Или говорила: «Ну конечно же, пускай приходят», а когда они уже звонили ей из подъезда, заставляла консьержку лгать им в глаза: «Мадам нет дома».
В моей семье не переставали изумляться поведению Дитрих. Иногда она присылала моим детям язвительные самокритичные письма, а потом обижалась, что они ей не отвечают. В конце концов, относиться к ней с уважением — их «долг». Когда же они ей писали, пересылала мне их письма вместе с письмами своих фанов — без комментариев. Получив однажды фотографии их детей, она тоже отправила мне фото с надписью на обороте: «Кто эти странные дети?» Если ее спрашивали про внуков, она отвечала: «Дети Марии?.. Они никогда не дают о себе знать!»
Хотя ее печень уже давно должна была превратиться в камень, мать была в великолепной форме, что неизменно меня поражало. Как-то зимой у нее был бронхит: говоря со мной по телефону, она сильно кашляла и хрипела. Я, разумеется, начала ее уговаривать вызвать врача, хотя знала, что она этого не сделает, потом сказала, какой антибиотик надо отыскать среди запасов лекарств в ее ночном столике, и, приготовив заграничный паспорт, стала ждать звонка. В том, что звонок последует, я не сомневалась: скорее всего мне сообщат, что мою «восьмидесятилетнюю с хвостиком» прикованную к постели мать увезли в больницу с быстро развивающейся пневмонией. Однако через два дня она была совершенно здорова и в превосходном настроении. У лежачих больных через каких-нибудь несколько недель появляются пролежни — Дитрих не вставала с постели больше десяти лет и страдала только от зуда.
Услыхав, что Дэвид Найвен умирает от поражения двигательных нервов, мать решила, что наконец-то нашлась подходящая и достаточно драматическая причина, объясняющая, почему она не может ходить, и сама себя убедила, что у нее тоже «болезнь Лу Герига».
— Знаете, у меня то же самое, что у Дэвида Найвена, — объявила она всем и написала Найвену об их «общей» беде. Дэвид с его беспредельным человеколюбием, несмотря на собственную ужасную трагедию, тратил свое драгоценное время на письма к ней, в которых всячески ее успокаивал. Найвен умер, Дитрих осталась жива и продолжала управлять своим миром из своего личного бункера.
Постепенно она оттолкнула от себя тех немногих друзей, которые помнили о ней и оставались ей преданы — они в конце концов от нее отвернулись, дабы спасти остатки своих издерганных нервов. Она не ощутила потери. У нее были ее фаны, батальон до безумия в нее влюбленных лесбиянок и геев, и ее мальчики на побегушках — консьержи из парижского дома, которые, за непомерно большие чаевые, навещали Дитрих и выполняли ее поручения в промежутках между дежурствами.
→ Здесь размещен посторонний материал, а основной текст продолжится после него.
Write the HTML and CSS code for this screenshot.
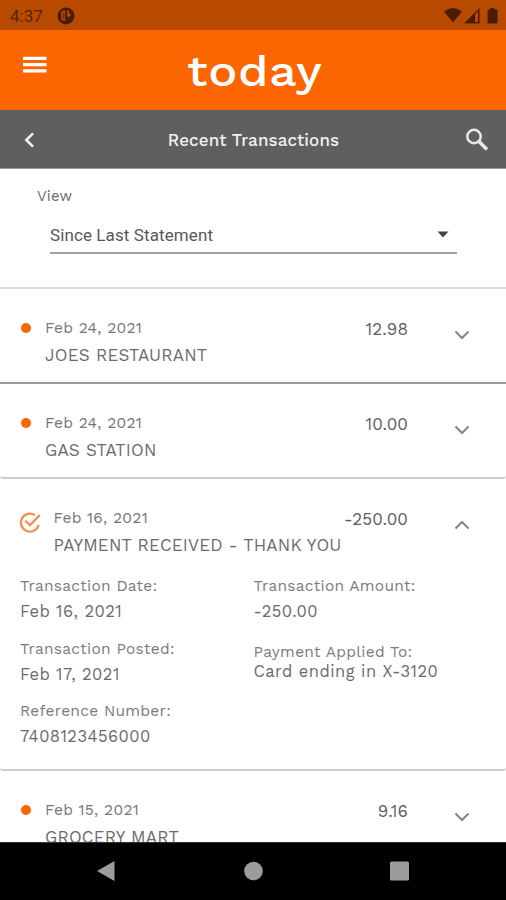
FILE: index.html
```html
<!DOCTYPE html>
<html lang="en">
<head>
<meta charset="utf-8">
<title>Recent Transactions</title>
<link rel="stylesheet" href="styles.css">
</head>
<body>
<div class="screen">
  <div class="status">
    <span class="clock">4:37</span>
    <svg class="app-dot" width="18" height="18" viewBox="0 0 18 18"><circle cx="9" cy="9" r="8.500" fill="#4a1d00"/><path d="M8.200 3.500H6.500A2.200 2.200 0 0 0 4.300 5.700V11.300A2.500 2.500 0 0 0 6.800 13.800H8.200ZM10.200 3.500H12V6.800H14A3.200 3.200 0 0 1 10.200 9.800Z" fill="#b84a00"/><path d="M6.300 5.500V12H7.300V5.500Z" fill="#4a1d00"/></svg>
    <svg class="signals" width="56" height="18" viewBox="0 0 56 18" fill="#4a1d00"><path d="M1 4.500Q10 -2.500 19 4.500L10 15.500Z"/><path fill-rule="evenodd" d="M21 16.500L36.500 1V16.500ZM32 7.200V15H35V4.200Z"/><path d="M45.200 2.500H47V1H51.500V2.500H53.300Q54.500 2.500 54.500 3.700V15.300Q54.500 16.500 53.300 16.500H45.700Q44.500 16.500 44.500 15.300V3.300Z"/></svg>
  </div>
  <header class="brand-bar">
    <svg class="menu" width="24" height="18" viewBox="0 0 24 18" fill="#fff"><path d="M0 .7H23.500V4H0ZM0 7H23.500V10.300H0ZM0 13.300H23.500V16.600H0Z"/></svg>
    <span class="brand">today</span>
  </header>
  <div class="title-bar">
    <svg class="back" width="12" height="18" viewBox="0 0 12 18" fill="none" stroke="#f1f1f1" stroke-width="2.500"><path d="M10 2.300L3.300 9L10 15.700"/></svg>
    <h1 class="title">Recent Transactions</h1>
    <svg class="search" width="24" height="24" viewBox="0 0 24 24" fill="none" stroke="#e8e8e8"><circle cx="9" cy="8.500" r="6.700" stroke-width="2.500"/><path d="M14 13.500L22 21.500" stroke-width="3.300"/></svg>
  </div>
  <section class="filter">
    <label class="filter-label">View</label>
    <div class="select"><span>Since Last Statement</span><svg width="12" height="7" viewBox="0 0 12 7"><path d="M.5 .5H11.500L6 6.500Z" fill="#444"/></svg></div>
  </section>
  <main class="list">
    <article class="row dark-edge">
      <div class="summary">
        <i class="dot"></i>
        <div class="info"><div class="date">Feb 24, 2021</div><div class="name">JOES RESTAURANT</div></div>
        <div class="amount">12.98</div>
        <svg class="chev" width="16" height="10" viewBox="0 0 16 10"><path d="M1.500 1.500L8 8L14.500 1.500"/></svg>
      </div>
    </article>
    <article class="row">
      <div class="summary">
        <i class="dot"></i>
        <div class="info"><div class="date">Feb 24, 2021</div><div class="name">GAS STATION</div></div>
        <div class="amount">10.00</div>
        <svg class="chev" width="16" height="10" viewBox="0 0 16 10"><path d="M1.500 1.500L8 8L14.500 1.500"/></svg>
      </div>
    </article>
    <article class="row expanded">
      <div class="summary">
        <svg class="check" width="22" height="22" viewBox="0 0 22 22" fill="none" stroke="#fb8a4a" stroke-width="2.200"><path d="M16 3.200A9 9 0 1 0 19.600 13"/><path d="M6.200 8.800L11 13.300L20.800 3"/></svg>
        <div class="info"><div class="date">Feb 16, 2021</div><div class="name">PAYMENT RECEIVED - THANK YOU</div></div>
        <div class="amount">-250.00</div>
        <svg class="chev" width="16" height="10" viewBox="0 0 16 10"><path d="M1.500 8.500L8 2L14.500 8.500"/></svg>
      </div>
      <div class="details">
        <dl class="col">
          <div><dt>Transaction Date:</dt><dd>Feb 16, 2021</dd></div>
          <div><dt>Transaction Posted:</dt><dd>Feb 17, 2021</dd></div>
          <div><dt>Reference Number:</dt><dd>7408123456000</dd></div>
        </dl>
        <dl class="col">
          <div><dt>Transaction Amount:</dt><dd>-250.00</dd></div>
          <div class="applied"><dt>Payment Applied To:</dt><dd>Card ending in X-3120</dd></div>
        </dl>
      </div>
    </article>
    <article class="row">
      <div class="summary">
        <i class="dot"></i>
        <div class="info"><div class="date">Feb 15, 2021</div><div class="name">GROCERY MART</div></div>
        <div class="amount">9.16</div>
        <svg class="chev" width="16" height="10" viewBox="0 0 16 10"><path d="M1.500 1.500L8 8L14.500 1.500"/></svg>
      </div>
    </article>
  </main>
  <nav class="nav">
    <svg width="20" height="22" viewBox="0 0 20 22" fill="#9c9c9c"><path d="M18.500 1V21L1 11Z"/></svg>
    <svg width="20" height="20" viewBox="0 0 20 20" fill="#9c9c9c"><circle cx="10.500" cy="10" r="9.300"/></svg>
    <svg width="20" height="20" viewBox="0 0 20 20" fill="#9c9c9c"><rect y=".5" width="19" height="19" rx="1.500"/></svg>
  </nav>
</div>
</body>
</html>
```

FILE: styles.css
```css
* { box-sizing: border-box; }
body { margin: 0; background: #fff; }
.screen {
  width: 506px; height: 900px; overflow: hidden;
  display: flex; flex-direction: column;
  font-family: "Work Sans", Inter, "Liberation Sans", sans-serif;
  font-size: 16px; color: #6b6b6b; white-space: nowrap;
}
.status { flex: none; height: 30px; background: #b84a00; display: flex; align-items: center; padding: 2px 7px 0 10px; }
.clock { font: 17px/28px Roboto, sans-serif; width: 47px; color: #5a2400; }
.signals { margin-left: auto; }
.brand-bar { flex: none; height: 80px; background: #fb6502; display: flex; padding-left: 23px; }
.menu { margin-top: 26px; }
.brand { margin: 15px 0 0 140px; font: 500 42.500px/52px "Work Sans", Inter, sans-serif; color: #fff; letter-spacing: .5px; transform-origin: left; transform: scaleX(1.145); }
.title-bar { flex: none; height: 59px; background: #5f5f5f; border-bottom: 1px solid #999; display: flex; align-items: center; justify-content: space-between; padding: 2px 17px 0 23px; }
.title { margin: 0 1px 0 8px; font-size: 17px; font-weight: 500; color: #f0f0f0; letter-spacing: .1px; }
.filter { flex: none; height: 118px; padding: 18px 49px 0 37px; }
.filter-label { display: block; font-size: 15px; line-height: 18px; letter-spacing: .1px; }
.select { margin: 14px 0 0 13px; height: 35px; border-bottom: 2px solid #a0a0a0; display: flex; align-items: center; justify-content: space-between; padding: 0 8px 2px 0; font: 17px/32px Roboto, sans-serif; letter-spacing: .1px; color: #585858; }
.list { flex: 1; min-height: 0; overflow: hidden; border-top: 2px solid #ddd; }
.row { height: 95px; border-bottom: 2px solid #ccc; border-radius: 3px; }
.dark-edge { border-bottom-color: #999; border-radius: 0; }
.expanded { height: 292px; }
.summary { display: flex; padding: 26px 36px 0 20px; height: 93px; }
.dot { width: 10px; height: 10px; margin: 8px 14px 0 1px; border-radius: 50%; background: #fb6502; }
.check { margin: 7px 12.500px 0 -1px; }
.info { flex: 1; width: 0; line-height: 27px; }
.date { font-size: 15.500px; line-height: 26px; letter-spacing: .3px; color: #777; }
.name { font-size: 17px; line-height: 28px; letter-spacing: .2px; }
.amount { font-size: 17px; line-height: 28px; color: #5e5e5e; letter-spacing: .1px; }
.chev { margin: 15px 0 0 46px; fill: none; stroke: #858585; stroke-width: 2; }
.details { display: flex; padding: 2px 0 0 20px; }
.col { margin: 0; width: 233.500px; display: flex; flex-direction: column; gap: 12px; line-height: 25.300px; }
dd { margin: 0; font-size: 16.500px; letter-spacing: .45px; }
dt { font-size: 15.500px; letter-spacing: .27px; color: #7c7c7c; }
.applied { line-height: 20px; padding-top: 5px; }
.nav { flex: none; height: 58px; background: #000; border-top: 1px solid #333; display: flex; align-items: center; justify-content: space-between; padding: 0 96px 1px; }
```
Несмотря на алкоголь и лекарства, у матери бывали периоды просветленного сознания, и тогда все вокруг восхищались и поражались ее острому уму. Хотя на суждения Дитрих накладывали свой отпечаток ее возраст, ее ego, ее тевтонское происхождение, любознательность не покидала ее. Вооружившись сильнейшей лупой, ссутулившись, она пожирала газеты и журналы четырех стран, вырезая статьи на темы, заслуживающие ее внимания, корявым почерком исписывая поля язвительными комментариями; вырезки эти она затем посылала мне — не для того, чтобы узнать мое мнение, а для моего «просвещения», а также в качестве доказательства своего «высочайшего интеллектуального уровня». По любому поводу у нее находилось что сказать — как правило, что-то отрицательное, критическое, жестокое, а часто просто отвратительное.
Особенно ее волновали истории про СПИД. Поскольку среди поклонников, с которыми Дитрих переписывалась, большинство были гомосексуалистами, она вообразила — и подкрепила это целой теорией, — что, вскрывая их письма, может заразиться. Она сочинила на эту тему стихотворение и прислала его мне, сообщив, что после ее смерти я смогу заработать на нем огромные деньги.
В последние годы жизни мать написала много подобных «поэм», как она их называла. Изложение мыслей на бумаге стало одним из ее любимых занятий. Некоторые стихи — смешные или сатирические, некоторые — очень грустные, даже пугающие, но все, на каком бы языке они ни были написаны, типичны для Дитрих.